A fight over Anglican church property stemming from the bishop of New Westminster’s decision to allow same-sex couple blessings has been put to rest for now in the BC Supreme Court.
On Nov 25, Justice Stephen Kelleher ruled that millions of dollars worth of land and buildings claimed by four dissident parishes would remain with the diocese headed by Bishop Michael Ingham.
It was Ingham’s decision in 2002 to bless same-sex pairings — which began at St Paul’s Anglican Church in Vancouver’s West End — that sparked a rift in the worldwide Anglican Communion.
While there are 78 parishes in the diocese, the dissident ones are Vancouver’s St John’s Shaughnessy, Parish of the Good Shepherd, St Matthias and St Luke and Abbotsford’s St Matthews.
The four plaintiff churches argued that Ingham and the diocese “have departed from the traditional teaching of the Anglican Church on issues of human sexuality,” Kelleher wrote. “That traditional belief, representing the teaching of the Christian Church for 2000 years, is that sexual relations belong only in a faithful marriage between a man and a woman. Orthodox Anglicans believe that to go beyond treating homosexual persons with understanding and concern and to bless homosexual unions is to countenance same-sex unions as a gift from God.”
“The plaintiffs view this as an abandonment of Christian Scripture, and their respective congregations have left the diocese as a consequence,” Kelleher notes.
The four parishes sought episcopal oversight elsewhere, and claimed the land and buildings as theirs in the court action.
They argued church property is held in trust for Anglican ministry on the basis of a shared belief system and a shared commitment to the constitution of the church.
They argued Ingham’s actions have made that trust unworkable.
Ingham argued that trust is held by the diocese and not the parishes.
Kelleher ruled parishes do not have the right to decide unilaterally to leave the diocese without consent of the executive committee and bishop.
As such, he ruled, the properties remain with the diocese.
Further, Kelleher says, the congregations do not have the authority to determine what “constitutes ministry consistent with historic, orthodox Anglican doctrine and practice.”
“I would conclude that the parish properties are held on trust for Anglican ministry as defined by the [Anglican Church of Canada],” he ruled.
In a statement, Ingham invited the dissident parishes to return.
“My prayer is that we might all put this sad conflict behind us and get on with the mission of Jesus Christ.
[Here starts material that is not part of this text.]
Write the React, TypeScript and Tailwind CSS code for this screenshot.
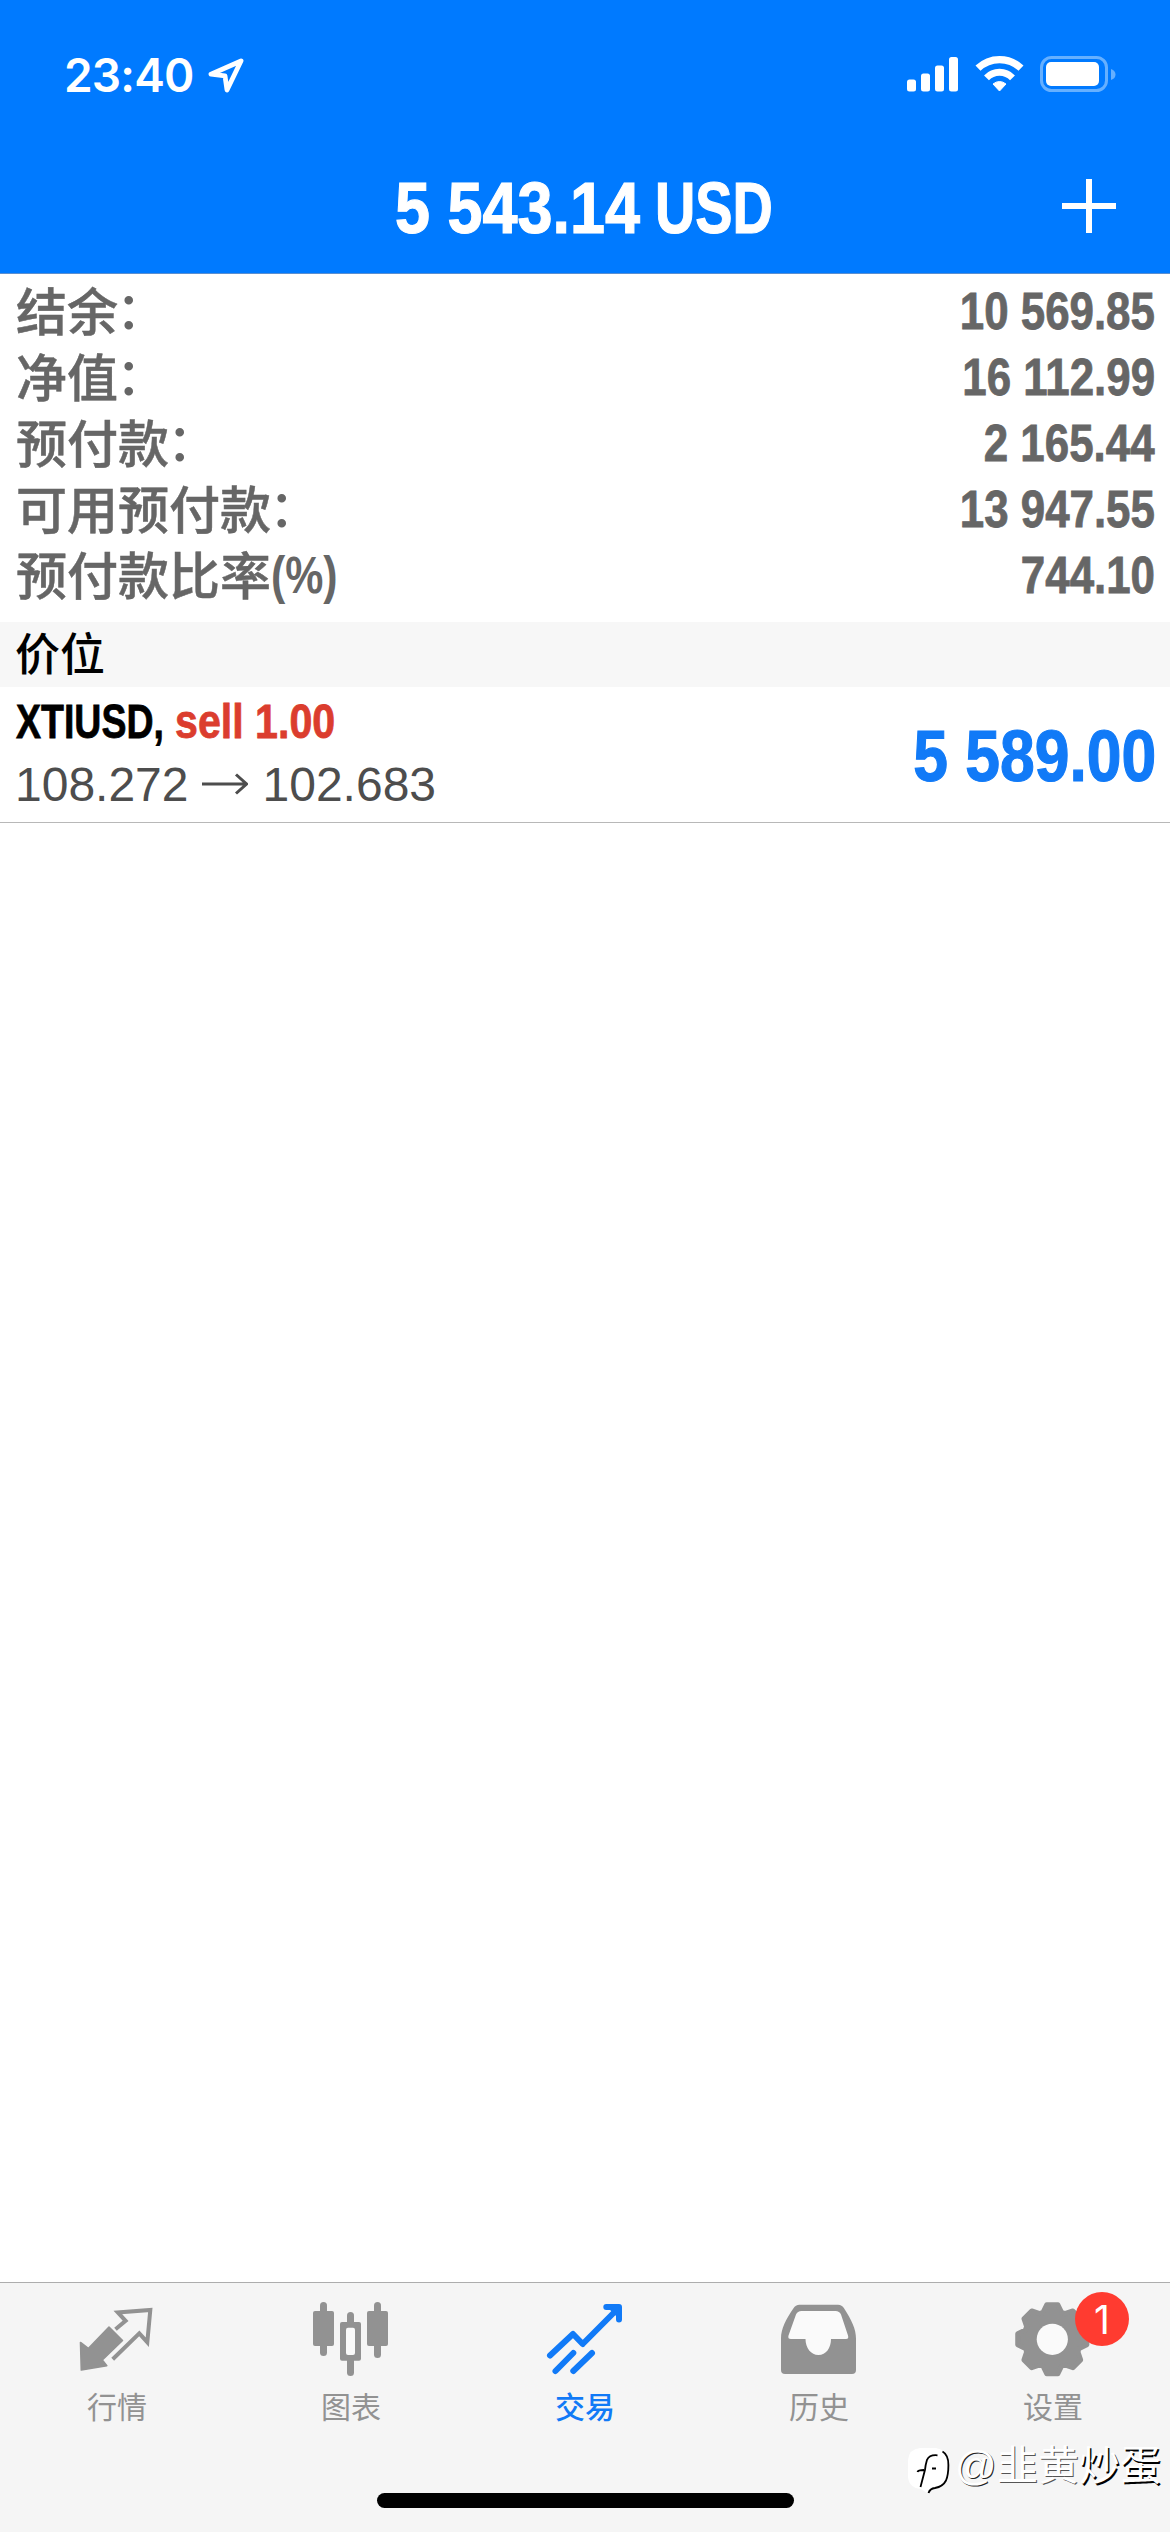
import type { ReactNode } from "react";

const BLUE = "#117af7";
const GRAY = "#929292";

const rows = [
  { label: "结余", colon: true, value: "10 569.85" },
  { label: "净值", colon: true, value: "16 112.99" },
  { label: "预付款", colon: true, value: "2 165.44" },
  { label: "可用预付款", colon: true, value: "13 947.55" },
  { label: "预付款比率", suffix: "(%)", value: "744.10" },
];

const StatusBar = () => (
  <div className="flex h-[149px] items-start justify-between pl-16 pr-[54px] text-white">
    <div className="flex h-[149px] items-center gap-3">
      <span className="font-['Inter',sans-serif] text-[46px] font-semibold leading-none tracking-[-0.8px]">
        23:40
      </span>
      <svg className="h-[40px] w-[40px]" viewBox="0 0 40 40" fill="none">
        <path
          d="M35 6 5 19.2l14 1.6 2 14.2Z"
          stroke="white"
          strokeWidth="4.8"
          strokeLinejoin="round"
        />
      </svg>
    </div>
    <div className="flex h-[148px] items-center">
      <svg className="mr-[17px] h-9 w-[51px]" viewBox="0 0 51 36" fill="white">
        <rect x="0" y="23.5" width="9" height="12" rx="2.5" />
        <rect x="14" y="17.5" width="9" height="18" rx="2.5" />
        <rect x="28" y="9.5" width="9" height="26" rx="2.5" />
        <rect x="42" y="1" width="9" height="34.5" rx="2.5" />
      </svg>
      <svg className="mr-4 h-[38px] w-[49px]" viewBox="0 0 49 38" fill="none">
        <path d="M3 13.2a31 31 0 0 1 43 0" stroke="white" strokeWidth="7.2" />
        <path d="M11.5 22.8a18 18 0 0 1 26 0" stroke="white" strokeWidth="6.8" />
        <path d="M18 29q6.5-5 13 0l-6.5 7Z" fill="white" stroke="white" strokeLinejoin="round" />
      </svg>
      <svg className="h-9 w-[76px]" viewBox="0 0 76 36" fill="none">
        <rect x="1.5" y="1.5" width="65" height="33" rx="10" stroke="#66b0ff" strokeWidth="3" />
        <rect x="6" y="6" width="53" height="24" rx="5" fill="white" />
        <path d="M71 13q4.5 1.5 4.5 5.5T71 24Z" fill="#66b0ff" />
      </svg>
    </div>
  </div>
);

const Header = () => (
  <header className="h-[274px] border-b border-[#5b8fd0] bg-[#007aff]">
    <StatusBar />
    <div className="relative flex h-[117px] items-center justify-center whitespace-nowrap text-[73px] font-bold leading-none text-white [-webkit-text-stroke:1.2px_currentColor]">
      <div className="w-[260px]">
        <div className="w-max origin-left scale-x-[0.862]">5 543.14</div>
      </div>
      <div className="w-[120px]">
        <div className="w-max origin-left scale-x-[0.765]">USD</div>
      </div>
      <svg className="absolute right-[54px] top-[30px] h-[54px] w-[54px]" viewBox="0 0 54 54">
        <path d="M27 0v54M0 27h54" stroke="white" strokeWidth="6" />
      </svg>
    </div>
  </header>
);

const Summary = () => (
  <section className="pb-[13px] pt-[5px] text-[51px] text-[#666666]">
    {rows.map((row) => (
      <div key={row.label} className="flex h-[66px] items-center justify-between pl-4 pr-[15px] leading-[66px]">
        <div className="flex whitespace-nowrap font-medium">
          <span className="-translate-y-[3px] font-['Noto_Sans_CJK_SC',sans-serif] [-webkit-text-stroke:0.5px_currentColor]">
            {row.label}
          </span>
          {row.colon && (
            <span className="-translate-x-[2px] -translate-y-[5px] font-['Noto_Sans_CJK_SC',sans-serif]">：</span>
          )}
          {row.suffix && (
            <span className="origin-left scale-x-[0.84] font-bold">{row.suffix}</span>
          )}
        </div>
        <div className="origin-right scale-x-[0.86] whitespace-nowrap font-bold [-webkit-text-stroke:0.8px_currentColor]">
          {row.value}
        </div>
      </div>
    ))}
  </section>
);

const Position = () => (
  <div className="flex h-[136px] items-center justify-between border-b border-[#b8b8b8] pr-[14px]">
    <div className="whitespace-nowrap pb-[4px]">
      <div className="flex h-[63px] items-center pl-4 text-[49px] font-bold leading-[63px] [-webkit-text-stroke:0.8px_currentColor]">
        <div className="w-[159px]">
          <div className="w-max origin-left scale-x-[0.765] text-black">XTIUSD,</div>
        </div>
        <div className="origin-left scale-x-[0.84] text-[#db3d2e]">sell 1.00</div>
      </div>
      <div className="flex h-[63px] items-center pl-[15px] text-[48px] leading-[63px] text-[#4d4d4d]">
        <span>108.272</span>
        <svg className="ml-[13px] mr-[15px] h-6 w-[46px]" viewBox="0 0 46 24" fill="none">
          <path d="M0 12h44M34 2.5 44.5 12 34 21.5" stroke="#4d4d4d" strokeWidth="3" />
        </svg>
        <span>102.683</span>
      </div>
    </div>
    <div
      className="origin-right scale-x-[0.855] whitespace-nowrap pt-[2px] text-[73px] font-bold leading-none [-webkit-text-stroke:1.2px_currentColor]"
      style={{ color: BLUE }}
    >
      5 589.00
    </div>
  </div>
);

const QuotesIcon = () => (
  <svg className="h-20 w-20" viewBox="0 0 80 80" fill="none">
    <path
      d="M3.5 42.5 11.3 48.5 32 27l13.5 13.5L25.3 60l4.5 5.7L4.3 70Z"
      fill={GRAY}
      stroke={GRAY}
      strokeWidth="1.6"
      strokeLinejoin="round"
    />
    <path
      d="M38.5 29.2 48.6 20.8 40.8 12.4 73.3 10 70.3 42.2 62.3 33.3 35.7 59.3"
      stroke={GRAY}
      strokeWidth="4"
    />
  </svg>
);

const ChartIcon = () => (
  <svg className="h-20 w-20" viewBox="0 0 80 80" fill={GRAY}>
    <rect x="9" y="2" width="7" height="54" rx="3.5" />
    <rect x="2" y="11" width="21" height="35" rx="2" />
    <rect x="63" y="2" width="7" height="56" rx="3.5" />
    <rect x="56" y="11" width="21" height="35" rx="2" />
    <rect x="36" y="12" width="7" height="64" rx="3.5" />
    <rect x="29" y="22" width="21" height="38.7" rx="2" />
    <rect x="35" y="27.7" width="9" height="27.3" rx="2" fill="#fafafa" />
  </svg>
);

const TradeIcon = () => (
  <svg className="h-20 w-20" viewBox="0 0 80 80" fill="none" stroke={BLUE} strokeWidth="6" strokeLinecap="round">
    <path d="M5 55.5 28 34l9.7 10L73 8.5" strokeLinejoin="round" />
    <path d="M61.3 7H74v12.5" strokeLinejoin="round" />
    <path d="M66 8h7v7Z" fill={BLUE} strokeLinejoin="round" strokeWidth="4" />
    <path d="M10.5 71 28.3 53M28.3 71 47 53" />
  </svg>
);

const HistoryIcon = () => (
  <svg className="h-20 w-20" viewBox="0 0 80 80">
    <path
      d="M20.5 4.7h38.5q4 0 6 3.6C72.5 20 77 29 77 38.5V70q0 4-4 4H6q-4 0-4-4V38.5C2 29 7 19 14.5 8.3q2-3.6 6-3.6Z"
      fill={GRAY}
    />
    <path
      d="M22.5 11h34q4 0 5.5 3.5L69 35.5q1 3.5-2 3.5H52c0 9-5 16-12.5 16S26.5 48 26.5 39H12q-3.5 0-2.5-3.5L17 14.5Q18.5 11 22.5 11Z"
      fill="#fafafa"
    />
  </svg>
);

// eight teeth, four corners each, clockwise from the top
const gearPoints = Array.from({ length: 8 }, (_, i) =>
  [
    [-19, 28.5],
    [-9, 35],
    [9, 35],
    [19, 28.5],
  ].map(([deg, r]) => {
    const a = ((i * 45 + deg) * Math.PI) / 180;
    return `${(39.3 + r * Math.sin(a)).toFixed(2)},${(39.3 - r * Math.cos(a)).toFixed(2)}`;
  })
)
  .flat()
  .join(" ");

const SettingsIcon = () => (
  <svg className="h-20 w-20" viewBox="0 0 80 80">
    <polygon points={gearPoints} fill={GRAY} stroke={GRAY} strokeWidth="5" strokeLinejoin="round" />
    <circle cx="39.3" cy="39.3" r="15.6" fill="#fafafa" />
  </svg>
);

interface TabProps {
  label: string;
  icon: ReactNode;
  active?: boolean;
  badge?: number;
}

const Tab: React.FC<TabProps> = ({ label, icon, active, badge }) => (
  <div
    className={`relative flex flex-1 flex-col items-center pt-[17px] ${
      active ? "font-medium text-[#117af7]" : "font-normal text-[#929292]"
    }`}
  >
    {icon}
    <span className="mt-[5px] font-['Noto_Sans_CJK_SC',sans-serif] text-[30px] leading-[40px]">{label}</span>
    {badge && (
      <span className="absolute left-[139px] top-[9px] flex h-[54px] w-[54px] items-center justify-center rounded-full bg-[#ff3b30] font-['Inter',sans-serif] text-[39px] leading-none text-white">
        {badge}
      </span>
    )}
  </div>
);

const Watermark = () => (
  <div className="absolute left-[905px] top-[160px] flex h-[54px] items-center whitespace-nowrap text-[41px] leading-[54px] text-white">
    <svg className="h-[54px] w-[50px]" viewBox="0 0 50 54" fill="none">
      <path d="M15 5h16q11 2 12 13v14q0 10-10 12l-8 2-3 4-6-4Q4 45 3 34V17Q4 6 15 5Z" fill="white" />
      <path
        d="M37.5 8.5Q43.5 12 43.4 22q0 10-2.4 15.5-3 6-11 7.5-5 .5-6.5 5M32.5 12.3q-8-.8-10.5 4.5-1.5 5-2 10L15.5 44M12.5 29q.5-2 6.5-2M27 25.5h4"
        stroke="black"
        strokeWidth="1.8"
      />
    </svg>
    <span className="w-[42px] -translate-y-[4px] [text-shadow:1px_1px_0_#222]">@</span>
    <span className="-translate-y-[8px] font-['Noto_Sans_CJK_SC',sans-serif] [text-shadow:1px_1px_0_#555]">韭黄</span>
    <span className="-translate-y-[8px] font-['Noto_Sans_CJK_SC',sans-serif] [text-shadow:1.5px_1.5px_0_#000]">炒蛋</span>
  </div>
);

const TabBar = () => (
  <nav className="relative flex h-[250px] flex-col border-t border-[#adadad] bg-[#f5f5f5]">
    <div className="flex h-[210px]">
      <Tab label="行情" icon={<QuotesIcon />} />
      <Tab label="图表" icon={<ChartIcon />} />
      <Tab label="交易" icon={<TradeIcon />} active />
      <Tab label="历史" icon={<HistoryIcon />} />
      <Tab label="设置" icon={<SettingsIcon />} badge={1} />
    </div>
    <div className="mx-auto h-[15px] w-[417px] rounded-full bg-black" />
    <Watermark />
  </nav>
);

export default function App() {
  return (
    <div className="flex h-[2532px] w-[1170px] flex-col overflow-hidden bg-white font-['Liberation_Sans','Noto_Sans_CJK_SC',sans-serif]">
      <Header />
      <Summary />
      <div className="flex h-[65px] items-center bg-[#f7f7f7] pl-[15px]">
        <span className="-translate-y-[3px] font-['Noto_Sans_CJK_SC',sans-serif] text-[45px] font-medium leading-[65px] text-black">
          价位
        </span>
      </div>
      <Position />
      <div className="flex-1" />
      <TabBar />
    </div>
  );
}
No good is served by bitterness or triumphalism,” Ingham says.
“We are here to serve the mission of God and the well-being of all God’s children.”
It remains to be seen if the Anglican Network in Canada (ANiC), which represents 33 dissident parishes with 3,500 worshippers across the country, will appeal Kelleher’s decision.
“It is a great concern to hear that a majority can redefine and change the doctrine of the church and that those who wish to remain faithful to the church’s teaching must change their beliefs or sacrifice their buildings,” says ANiC Chancellor Cheryl Chang.
“At the end of the day, if forced to choose, we will have to choose our faith over our buildings,” Chang says.
Ingham was nominated as Xtra West’s Straight Ally of the Year in 2008 for his unwavering support of queer rights in the face of international criticism.
As far back as 2001, Ingham was clearly torn by the rift.
“I feel myself to be in a Church where theology has become a grim and humourless affair, a struggle not for truth but for power, characterized at its worst by superficial analysis, threats and personal attacks,” he told a national Anglican conference in Langley, BC. “Liberals accuse conservatives of lacking compassion, a charge that I reject. Conservatives accuse liberals of abandoning orthodoxy and scripture, a charge I equally reject.”
Even after he approved the blessings following lengthy discussion, Ingham came under attack from the highest levels of the church.
The head of the church, the Archbishop of Canterbury, called the move “schismatic” and said that it “undermines marriage” and “makes us a very embarrassing partner in ecumenical circles as well.”